Before handling corporate tax, make sure you have:
- Your company's KRA PIN
- iTax login credentials
- Audited or certified financial statements
- Schedule of capital allowances
- Details of all income (trading, investment, foreign)
- Withholding tax certificates received
- Records of advance tax and instalment tax payments
- Transfer pricing documentation (for group companies)
7. Important deadlines
- Filing frequency: Annual ITR-R return
- Payment deadline: Instalment tax due by the 20th of the 4th, 6th, 9th, and 12th months of the accounting period
- Year-end requirements: File ITR-R within 6 months of the end of the accounting period.

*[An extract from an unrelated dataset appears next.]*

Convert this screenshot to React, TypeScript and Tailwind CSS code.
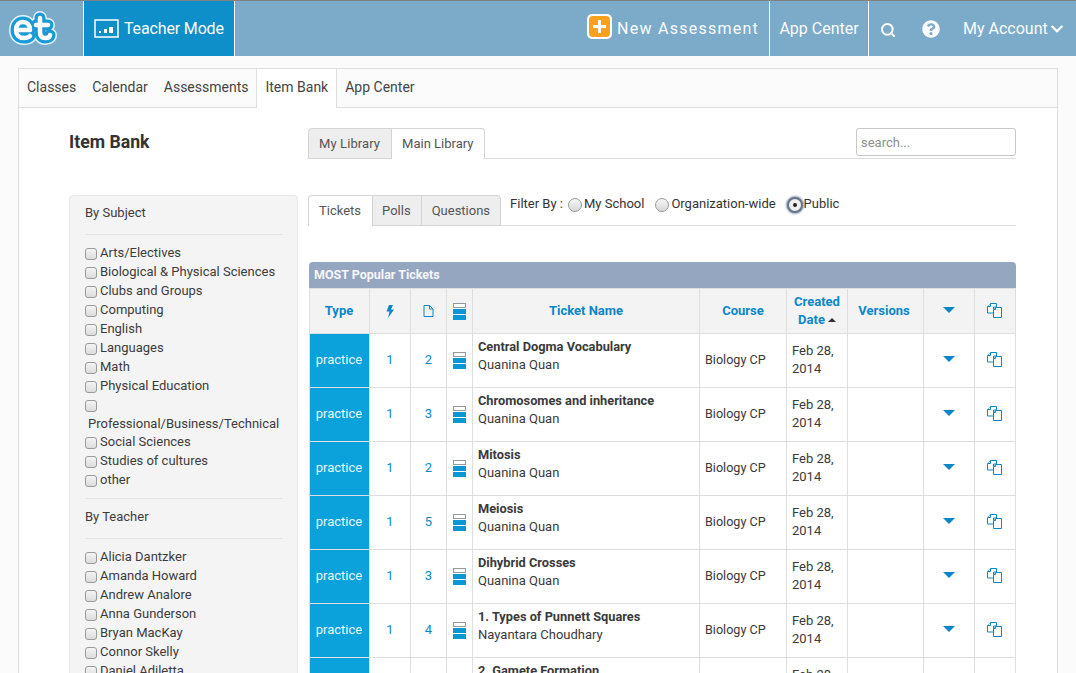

For December year-end companies, the deadline is 30 June.
8. Common mistakes to avoid
- Missing instalment tax payments, which attract a 10% penalty on the shortfall
- Not claiming all available capital allowances (investment deduction, wear and tear)
- Underestimating instalment tax (must be at least 110% of the prior year's tax)
- Failing to maintain transfer pricing documentation for related-party transactions
- Not applying for available tax incentives (special economic zones, EPZ status)
- Overlooking withholding tax credits when computing the final tax liability
- Missing the 6-month deadline for filing the annual return
9. Simple example
Your company earns KES 10,000,000 in revenue and has KES 7,000,000 in allowable expenses.
- Taxable income: KES 10,000,000 - KES 7,000,000 = KES 3,000,000
- Corporate tax at 30%: KES 3,000,000 x 30% = KES 900,000
Instalment tax payments (4 equal instalments):
- 4th month: KES 900,000 / 4 = KES 225,000
- 6th month: KES 225,000
- 9th month: KES 225,000
- 12th month: KES 225,000
Any balance or overpayment is settled when filing the ITR-R.
10. FAQ
Q: What is the corporate tax rate in Kenya? A: 30% for resident companies. Non-resident companies pay 37.5% on Kenya-sourced income.
Q: What is Turnover Tax? A: Turnover Tax applies to resident businesses with annual income between KES 1 million and KES 25 million. The rate is 1.5% of gross turnover, and it replaces income tax, VAT, and other taxes for qualifying businesses.
Q: How is instalment tax calculated? A: Instalment tax is estimated based on the current year's expected tax or 110% of the prior year's tax, whichever is lower. It is paid in four equal quarterly instalments.
Q: Can I carry forward losses? A: Yes. Tax losses can be carried forward indefinitely to offset against future taxable profits in Kenya.
Q: What is the penalty for late filing? A: A penalty of 5% of the tax due or KES 20,000, whichever is higher, applies for late filing. Interest is charged at 1% per month on unpaid tax.
11. Final takeaway
Kenya's corporate tax rate is 30% for resident companies, and paying your quarterly instalment tax on time while filing your ITR-R within 6 months of year-end keeps your business compliant with the KRA.
Caption
What you need to know about Kenya corporate tax: Pay 30% on taxable profits, make four quarterly instalment payments, and file your ITR-R on iTax within 6 months of your financial year-end.